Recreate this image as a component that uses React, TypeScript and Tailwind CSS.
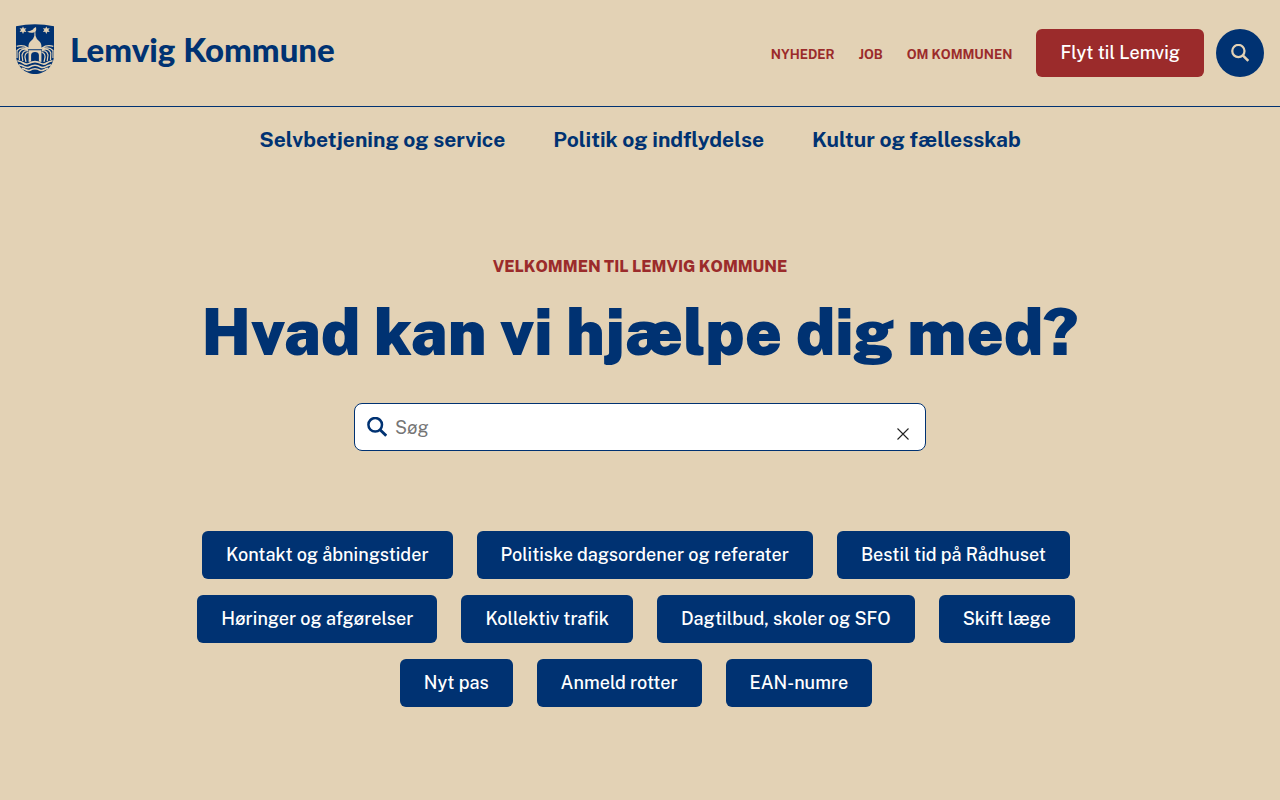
import { useState } from 'react';

const topLinks = ['Nyheder', 'Job', 'Om kommunen'];
const mainLinks = ['Selvbetjening og service', 'Politik og indflydelse', 'Kultur og fællesskab'];
const shortcuts = [
  'Kontakt og åbningstider',
  'Politiske dagsordener og referater',
  'Bestil tid på Rådhuset',
  'Høringer og afgørelser',
  'Kollektiv trafik',
  'Dagtilbud, skoler og SFO',
  'Skift læge',
  'Nyt pas',
  'Anmeld rotter',
  'EAN-numre',
];

function SearchIcon({ className }: { className: string }) {
  return (
    <svg viewBox="0 0 20 20" fill="none" stroke="currentColor" strokeWidth="2.5" className={className} aria-hidden="true">
      <circle cx="8.2" cy="7.8" r="6.8" />
      <path d="M12.8 12.4 19.2 18.8" strokeWidth="2.8" />
    </svg>
  );
}

function Crest() {
  return (
    <svg viewBox="0 0 38 50" className="h-[50px] w-[38px] shrink-0" aria-hidden="true">
      <path d="M0 2.2Q19-1.6 38 2.2V31C38 42 29 50 19 50S0 42 0 31Z" fill="#003272" />
      <g fill="#e3d2b5">
        {/* stars */}
        <path d="M7 2.4 8 4.6 10.4 4.3 9 6.1 10.4 8 8 7.7 7 9.9 6 7.7 3.6 8 5 6.1 3.6 4.3 6 4.6Z" />
        <path d="M30.3 2.4 31.3 4.6 33.7 4.3 32.3 6.1 33.7 8 31.3 7.7 30.3 9.9 29.3 7.7 26.9 8 28.3 6.1 26.9 4.3 29.3 4.6Z" />
        {/* weather vane, dome and tower */}
        <path d="M11 7.4Q14.5 7.6 17 5.6L17.8 4.2 20 3 20.2 5Q20.4 7.6 17.6 8.4 14 9.2 11 7.4Z" />
        <path d="M18.5 7H19.3L19.6 12Q20.2 14.6 23 17.1 25.8 19.5 25.4 23.5H26V25.2H12V23.5H12.5Q12.1 19.5 14.9 17.1 17.8 14.6 18.3 12Z" />
        <path d="M12.6 26.2H25.4V38L22.9 37.4V31Q22.7 28 19 28T15.1 31V37.4L12.6 38Z" />
      </g>
      {/* jets of water on both sides */}
      <g fill="none" stroke="#e3d2b5" strokeWidth="1.2">
        <path d="M12 24Q7 20.4.7 22.4M12 25Q5 22 1 26.5V34M12 26Q6 23.4 3.2 29L3.5 36M12.2 27Q7.6 25.6 6 31L6.8 37M12.4 28.5Q9.2 28.5 8.9 33L10 38" />
        <path d="M26 24Q31 20.4 37.3 22.4M26 25Q33 22 37 26.5V34M26 26Q32 23.4 34.8 29L34.5 36M25.8 27Q30.4 25.6 32 31L31.2 37M25.6 28.5Q28.8 28.5 29.1 33L28 38" />
      </g>
      {/* waves */}
      <g fill="none" stroke="#e3d2b5" strokeWidth="1.6">
        <path d="M1.4 36.8Q5 37.5 7.4 39 10 41 13 39.4 19 35.8 25 39.4 28 41 30.6 39 33 37.5 36.6 36.8" />
        <path d="M2.8 40.7Q6 41.2 8.2 42.6 11 44.2 13.5 43 19 39.4 24.5 43 27 44.2 29.8 42.6 32 41.2 35.2 40.7" />
        <path d="M5.7 44.4Q8.3 44.7 10 45.8 12 47 14 46.2 19 43.4 24 46.2 26 47 28 45.8 29.7 44.7 32.3 44.4" />
      </g>
    </svg>
  );
}

export default function App() {
  const [query, setQuery] = useState('');

  return (
    <div className="min-h-screen bg-[#e3d2b5] font-['Public_Sans',Inter,sans-serif] text-[#003272]">
      <header>
        <div className="flex items-center justify-between border-b border-[#003272] px-4 py-6">
          <a href="/" className="flex items-center gap-4 pb-2">
            <Crest />
            <span className="font-[Lato,sans-serif] text-[33px] leading-[50px] font-black whitespace-nowrap">Lemvig Kommune</span>
          </a>
          <div className="flex items-center gap-6">
            <nav className="flex gap-6 pt-1">
              {topLinks.map((label) => (
                <a key={label} href="#" className="text-[13px] leading-5 font-bold whitespace-nowrap text-[#9b2b2b] uppercase">{label}</a>
              ))}
            </nav>
            <div className="flex items-center gap-3">
              <a href="#" className="rounded-md bg-[#9b2b2b] px-6 py-3 text-lg leading-6 font-medium whitespace-nowrap text-white">Flyt til Lemvig</a>
              <button type="button" aria-label="Søg" className="flex size-12 items-center justify-center rounded-full bg-[#003272] text-[#e3d2b5]">
                <SearchIcon className="size-[18px]" />
              </button>
            </div>
          </div>
        </div>
        <nav className="flex justify-center gap-12 pt-[19px] pb-5">
          {mainLinks.map((label) => (
            <a key={label} href="#" className="text-[21px] leading-7 font-bold whitespace-nowrap">{label}</a>
          ))}
        </nav>
      </header>

      <main className="flex flex-col items-center px-4 pt-[81px] pb-16">
        <p className="text-base leading-6 font-extrabold text-[#9b2b2b] uppercase">Velkommen til Lemvig Kommune</p>
        <h1 className="mt-[13px] text-center text-[64px] leading-20 font-black">Hvad kan vi hjælpe dig med?</h1>

        <form role="search" onSubmit={(e) => e.preventDefault()} className="mt-[31px] flex h-12 w-full max-w-[572px] items-center rounded-lg border border-[#003272] bg-white pr-4 pl-3">
          <SearchIcon className="size-5 shrink-0" />
          <input
            type="text"
            aria-label="Søg"
            placeholder="Søg"
            value={query}
            onChange={(e) => setQuery(e.target.value)}
            className="h-full min-w-0 flex-1 bg-transparent px-2 text-lg outline-none placeholder:text-[#757575]"
          />
          <button type="button" aria-label="Ryd" onClick={() => setQuery('')} className="mt-3.5 text-[#222]">
            <svg viewBox="0 0 12 12" className="size-3" fill="none" stroke="currentColor" strokeWidth="1.1" aria-hidden="true">
              <path d="M.5.5l11 11M11.5.5l-11 11" />
            </svg>
          </button>
        </form>

        <div className="mt-20 flex max-w-[960px] flex-wrap justify-center gap-x-6 gap-y-4 pr-2">
          {shortcuts.map((label) => (
            <a key={label} href="#" className="rounded-md bg-[#003272] px-6 py-3 text-lg leading-6 font-medium whitespace-nowrap text-white">{label}</a>
          ))}
        </div>
      </main>
    </div>
  );
}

Exercise description: Repeat the material above word for word and skip every image in it.

Written solution:
Recreate this image as a component that uses React, TypeScript and Tailwind CSS.
import { useState } from 'react';

const topLinks = ['Nyheder', 'Job', 'Om kommunen'];
const mainLinks = ['Selvbetjening og service', 'Politik og indflydelse', 'Kultur og fællesskab'];
const shortcuts = [
  'Kontakt og åbningstider',
  'Politiske dagsordener og referater',
  'Bestil tid på Rådhuset',
  'Høringer og afgørelser',
  'Kollektiv trafik',
  'Dagtilbud, skoler og SFO',
  'Skift læge',
  'Nyt pas',
  'Anmeld rotter',
  'EAN-numre',
];

function SearchIcon({ className }: { className: string }) {
  return (
    <svg viewBox="0 0 20 20" fill="none" stroke="currentColor" strokeWidth="2.5" className={className} aria-hidden="true">
      <circle cx="8.2" cy="7.8" r="6.8" />
      <path d="M12.8 12.4 19.2 18.8" strokeWidth="2.8" />
    </svg>
  );
}

function Crest() {
  return (
    <svg viewBox="0 0 38 50" className="h-[50px] w-[38px] shrink-0" aria-hidden="true">
      <path d="M0 2.2Q19-1.6 38 2.2V31C38 42 29 50 19 50S0 42 0 31Z" fill="#003272" />
      <g fill="#e3d2b5">
        {/* stars */}
        <path d="M7 2.4 8 4.6 10.4 4.3 9 6.1 10.4 8 8 7.7 7 9.9 6 7.7 3.6 8 5 6.1 3.6 4.3 6 4.6Z" />
        <path d="M30.3 2.4 31.3 4.6 33.7 4.3 32.3 6.1 33.7 8 31.3 7.7 30.3 9.9 29.3 7.7 26.9 8 28.3 6.1 26.9 4.3 29.3 4.6Z" />
        {/* weather vane, dome and tower */}
        <path d="M11 7.4Q14.5 7.6 17 5.6L17.8 4.2 20 3 20.2 5Q20.4 7.6 17.6 8.4 14 9.2 11 7.4Z" />
        <path d="M18.5 7H19.3L19.6 12Q20.2 14.6 23 17.1 25.8 19.5 25.4 23.5H26V25.2H12V23.5H12.5Q12.1 19.5 14.9 17.1 17.8 14.6 18.3 12Z" />
        <path d="M12.6 26.2H25.4V38L22.9 37.4V31Q22.7 28 19 28T15.1 31V37.4L12.6 38Z" />
      </g>
      {/* jets of water on both sides */}
      <g fill="none" stroke="#e3d2b5" strokeWidth="1.2">
        <path d="M12 24Q7 20.4.7 22.4M12 25Q5 22 1 26.5V34M12 26Q6 23.4 3.2 29L3.5 36M12.2 27Q7.6 25.6 6 31L6.8 37M12.4 28.5Q9.2 28.5 8.9 33L10 38" />
        <path d="M26 24Q31 20.4 37.3 22.4M26 25Q33 22 37 26.5V34M26 26Q32 23.4 34.8 29L34.5 36M25.8 27Q30.4 25.6 32 31L31.2 37M25.6 28.5Q28.8 28.5 29.1 33L28 38" />
      </g>
      {/* waves */}
      <g fill="none" stroke="#e3d2b5" strokeWidth="1.6">
        <path d="M1.4 36.8Q5 37.5 7.4 39 10 41 13 39.4 19 35.8 25 39.4 28 41 30.6 39 33 37.5 36.6 36.8" />
        <path d="M2.8 40.7Q6 41.2 8.2 42.6 11 44.2 13.5 43 19 39.4 24.5 43 27 44.2 29.8 42.6 32 41.2 35.2 40.7" />
        <path d="M5.7 44.4Q8.3 44.7 10 45.8 12 47 14 46.2 19 43.4 24 46.2 26 47 28 45.8 29.7 44.7 32.3 44.4" />
      </g>
    </svg>
  );
}

export default function App() {
  const [query, setQuery] = useState('');

  return (
    <div className="min-h-screen bg-[#e3d2b5] font-['Public_Sans',Inter,sans-serif] text-[#003272]">
      <header>
        <div className="flex items-center justify-between border-b border-[#003272] px-4 py-6">
          <a href="/" className="flex items-center gap-4 pb-2">
            <Crest />
            <span className="font-[Lato,sans-serif] text-[33px] leading-[50px] font-black whitespace-nowrap">Lemvig Kommune</span>
          </a>
          <div className="flex items-center gap-6">
            <nav className="flex gap-6 pt-1">
              {topLinks.map((label) => (
                <a key={label} href="#" className="text-[13px] leading-5 font-bold whitespace-nowrap text-[#9b2b2b] uppercase">{label}</a>
              ))}
            </nav>
            <div className="flex items-center gap-3">
              <a href="#" className="rounded-md bg-[#9b2b2b] px-6 py-3 text-lg leading-6 font-medium whitespace-nowrap text-white">Flyt til Lemvig</a>
              <button type="button" aria-label="Søg" className="flex size-12 items-center justify-center rounded-full bg-[#003272] text-[#e3d2b5]">
                <SearchIcon className="size-[18px]" />
              </button>
            </div>
          </div>
        </div>
        <nav className="flex justify-center gap-12 pt-[19px] pb-5">
          {mainLinks.map((label) => (
            <a key={label} href="#" className="text-[21px] leading-7 font-bold whitespace-nowrap">{label}</a>
          ))}
        </nav>
      </header>

      <main className="flex flex-col items-center px-4 pt-[81px] pb-16">
        <p className="text-base leading-6 font-extrabold text-[#9b2b2b] uppercase">Velkommen til Lemvig Kommune</p>
        <h1 className="mt-[13px] text-center text-[64px] leading-20 font-black">Hvad kan vi hjælpe dig med?</h1>

        <form role="search" onSubmit={(e) => e.preventDefault()} className="mt-[31px] flex h-12 w-full max-w-[572px] items-center rounded-lg border border-[#003272] bg-white pr-4 pl-3">
          <SearchIcon className="size-5 shrink-0" />
          <input
            type="text"
            aria-label="Søg"
            placeholder="Søg"
            value={query}
            onChange={(e) => setQuery(e.target.value)}
            className="h-full min-w-0 flex-1 bg-transparent px-2 text-lg outline-none placeholder:text-[#757575]"
          />
          <button type="button" aria-label="Ryd" onClick={() => setQuery('')} className="mt-3.5 text-[#222]">
            <svg viewBox="0 0 12 12" className="size-3" fill="none" stroke="currentColor" strokeWidth="1.1" aria-hidden="true">
              <path d="M.5.5l11 11M11.5.5l-11 11" />
            </svg>
          </button>
        </form>

        <div className="mt-20 flex max-w-[960px] flex-wrap justify-center gap-x-6 gap-y-4 pr-2">
          {shortcuts.map((label) => (
            <a key={label} href="#" className="rounded-md bg-[#003272] px-6 py-3 text-lg leading-6 font-medium whitespace-nowrap text-white">{label}</a>
          ))}
        </div>
      </main>
    </div>
  );
}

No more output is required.